Lanzotti and his codefendants were reindicted for the same offense, this time on the theory that they had aided and abetted others (the tavern patrons) in "playing a game of chance." On appeal from the denial of their motion to dismiss on double jeopardy grounds, we held that the trial court's grant of a new trial was not the functional equivalent of an acquittal. Id. at 1222. A new trial was granted because the jury had been instructed on a theory of the offense inapplicable to the defendants' conduct, a so-called "trial error," not because the defendants were factually innocent. Id. Because the government had introduced overwhelming evidence of the defendants' guilt under the aiding and abetting theory (as well as under the second subsection of the Illinois statute), we held that the Double Jeopardy Clause would not prohibit a second trial under the correct legal theory. Id.

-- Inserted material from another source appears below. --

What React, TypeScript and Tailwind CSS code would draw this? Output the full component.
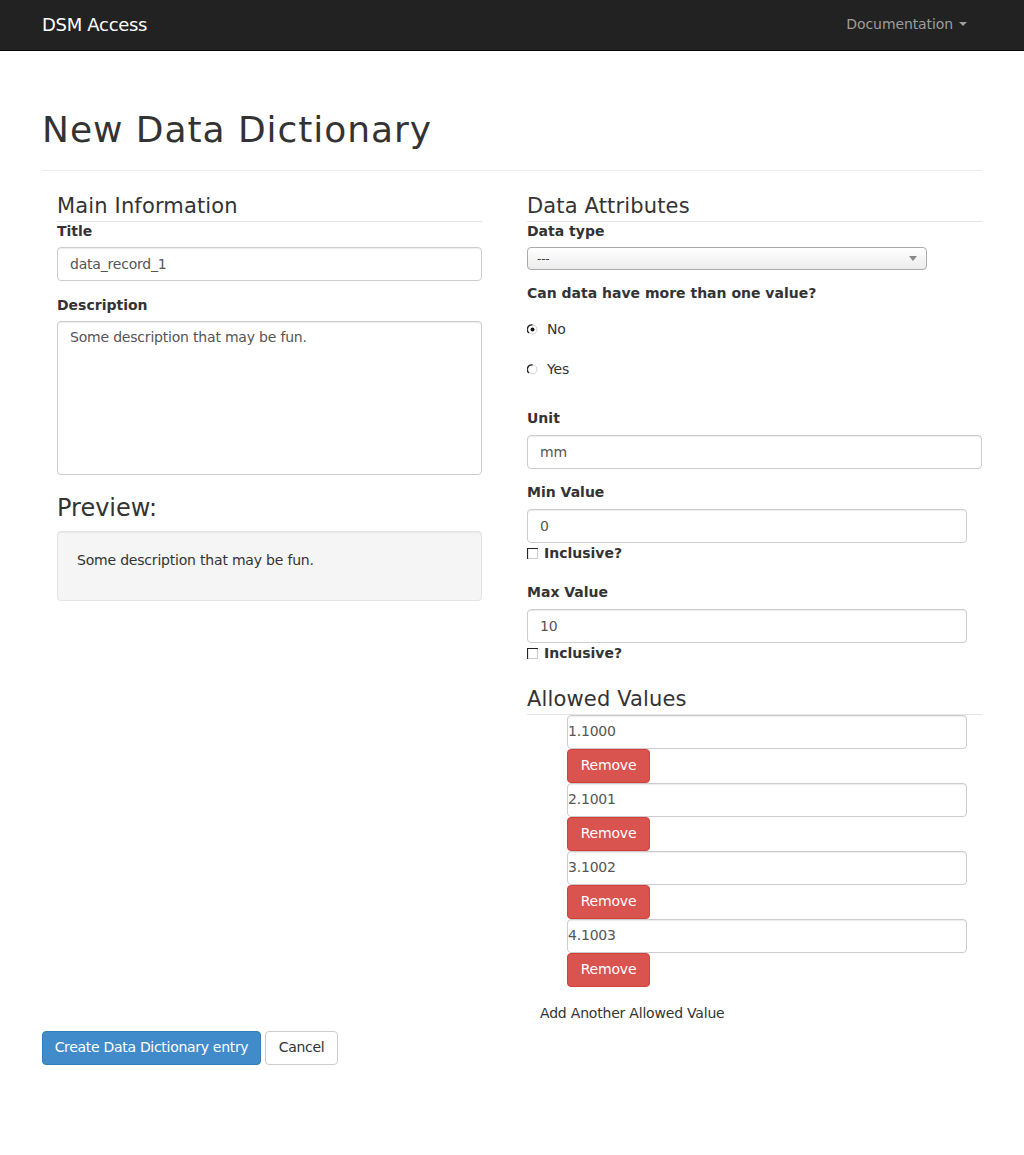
import React from "react";

const sans = "font-['DejaVu_Sans',Verdana,sans-serif]";

const Radio = ({ checked }: { checked?: boolean }) => (
  <svg width="11" height="11" viewBox="0 0 11 11" className="shrink-0">
    <circle cx="5.5" cy="5.5" r="4.5" fill="#fff" stroke="#d0d0d0" />
    <path d="M5.5 1 A4.5 4.5 0 0 0 2 9" fill="none" stroke="#222" strokeWidth="1.3" />
    {checked && <circle cx="5.5" cy="5.5" r="2" fill="#111" />}
  </svg>
);

const Check = () => (
  <svg width="11" height="11" viewBox="0 0 11 11" className="shrink-0">
    <rect x="0.5" y="0.5" width="10" height="10" fill="#fff" stroke="#ccc" />
    <path d="M0.5 11 V0.5 H11" fill="none" stroke="#222" strokeWidth="1.2" />
  </svg>
);

const inputCls =
  "h-[34px] rounded-[4px] border border-[#ccc] bg-white px-3 pb-px text-[14px] leading-[20px] text-[#555] shadow-[inset_0_1px_1px_rgba(0,0,0,0.075)] flex items-center";

const Label = ({ children }: { children: React.ReactNode }) => (
  <div className="h-5 pb-px text-[14px] font-bold leading-[19px] tracking-normal text-[#333]">{children}</div>
);

const Legend = ({ children }: { children: React.ReactNode }) => (
  <div className="h-[31px] border-b border-[#e5e5e5] text-[21px] leading-[30px] tracking-[0.15px] text-[#333]">
    {children}
  </div>
);

export default function App() {
  const allowed = ["1.1000", "2.1001", "3.1002", "4.1003"];
  return (
    <div className={`${sans} min-h-[1155px] bg-white text-[14px] tracking-[-0.2px] text-[#333]`}>
      <nav className="h-[51px] border-b border-[#080808] bg-[#222]">
        <div className="mx-auto flex h-[50px] w-[940px] items-center justify-between pb-[2px]">
          <span className="text-[18px] tracking-[-0.3px] text-white">DSM Access</span>
          <span className="flex items-center gap-[6px] pr-[15px] text-[14px] tracking-[-0.1px] text-[#9d9d9d]">
            Documentation
            <span className="h-0 w-0 border-x-[4px] border-t-[4px] border-x-transparent border-t-[#9d9d9d]" />
          </span>
        </div>
      </nav>

      <div className="mx-auto w-[940px]">
        <div className="mt-[57px] border-b border-[#eee] pb-[18px]">
          <h1 className="text-[36px] leading-[44px] tracking-[0.95px] text-[#333]">New Data Dictionary</h1>
        </div>

        <div className="mt-[20px] flex">
          {/* left column */}
          <div className="ml-[15px] w-[425px]">
            <Legend>Main Information</Legend>
            <Label>Title</Label>
            <div className={`${inputCls} mt-[5px]`}>data_record_1</div>
            <div className="mt-[15px]">
              <Label>Description</Label>
            </div>
            <div className="mt-[5px] h-[154px] rounded-[4px] border border-[#ccc] px-3 py-[5px] leading-5 text-[#555] shadow-[inset_0_1px_1px_rgba(0,0,0,0.075)]">
              Some description that may be fun.
            </div>
            <h3 className="mt-[20px] text-[24px] leading-[26px] tracking-normal text-[#333]">Preview:</h3>
            <div className="mt-[10px] h-[70px] rounded-[4px] border border-[#e3e3e3] bg-[#f5f5f5] px-[19px] pt-[18px] leading-5 shadow-[inset_0_1px_1px_rgba(0,0,0,0.05)]">
              Some description that may be fun.
            </div>
          </div>

          {/* right column */}
          <div className="ml-[45px] w-[455px]">
            <Legend>Data Attributes</Legend>
            <Label>Data type</Label>
            <div className="mt-[5px] flex h-[23px] w-[400px] items-center justify-between rounded-[4px] border border-[#aaa] bg-gradient-to-b from-white to-[#ececec] pl-[9px] pr-[9px] text-[12px] text-[#444]">
              <span>---</span>
              <span className="h-0 w-0 border-x-[4px] border-t-[5px] border-x-transparent border-t-[#888]" />
            </div>
            <div className="mt-[14px]">
              <Label>Can data have more than one value?</Label>
            </div>
            <div className="mt-[15px] flex h-5 items-center gap-[9px] text-[#333]">
              <Radio checked />
              <span>No</span>
            </div>
            <div className="mt-[20px] flex h-5 items-center gap-[9px] text-[#333]">
              <Radio />
              <span>Yes</span>
            </div>
            <div className="mt-[30px]">
              <Label>Unit</Label>
            </div>
            <div className={`${inputCls} mt-[6px]`}>mm</div>
            <div className="mt-[14px]">
              <Label>Min Value</Label>
            </div>
            <div className={`${inputCls} mt-[6px] w-[440px]`}>0</div>
            <div className="flex h-5 items-center gap-[6px] font-bold tracking-normal">
              <Check />
              <span>Inclusive?</span>
            </div>
            <div className="mt-[20px]">
              <Label>Max Value</Label>
            </div>
            <div className={`${inputCls} mt-[6px] w-[440px]`}>10</div>
            <div className="flex h-5 items-center gap-[6px] font-bold tracking-normal">
              <Check />
              <span>Inclusive?</span>
            </div>
            <div className="mt-[21px]">
              <Legend>Allowed Values</Legend>
            </div>
            <div className="ml-[40px] w-[400px]">
              {allowed.map((v) => (
                <div key={v}>
                  <div className="flex h-[34px] items-center rounded-[4px] border border-[#ccc] bg-white pb-px text-[#555] shadow-[inset_0_1px_1px_rgba(0,0,0,0.075)]">
                    {v}
                  </div>
                  <div className="flex h-[34px] w-[83px] items-center justify-center rounded-[4px] border border-[#d43f3a] bg-[#d9534f] pb-px text-white">
                    Remove
                  </div>
                </div>
              ))}
            </div>
            <div className="ml-[13px] mt-[16px] h-5 leading-5 text-[#333]">
              Add Another Allowed Value
            </div>
          </div>
        </div>

        <div className="mt-[8px] flex gap-[4px] tracking-[-0.3px]">
          <div className="flex h-[34px] w-[219px] items-center justify-center rounded-[4px] border border-[#357ebd] bg-[#428bca] pb-px text-white">
            Create Data Dictionary entry
          </div>
          <div className="flex h-[34px] w-[73px] items-center justify-center rounded-[4px] border border-[#ccc] bg-white pb-px text-[#333]">
            Cancel
          </div>
        </div>
      </div>
    </div>
  );
}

Unlike the defendants in Lanzotti, there is scant evidence in the record in this case that supports Piaskowski's guilt under the State's new legal theory. In fact, our analysis today of the evidence allegedly establishing Piaskowski's participation in a murder conspiracy applies equally to his alleged participation in a beating conspiracy. Thus, unlike the Lanzotti trial court's grant of a new trial, our decision today is the functional equivalent of an acquittal, at least with respect to the State's belated "natural and probable consequences" theory. Under Burks, therefore, the State may not retry Piaskowski for Monfils' murder without offending the Double Jeopardy Clause.
For these reasons, the district court's order issuing a writ of habeas corpus is AFFIRMED.
Kellner was deer hunting, and not at work, when Monfils was killed.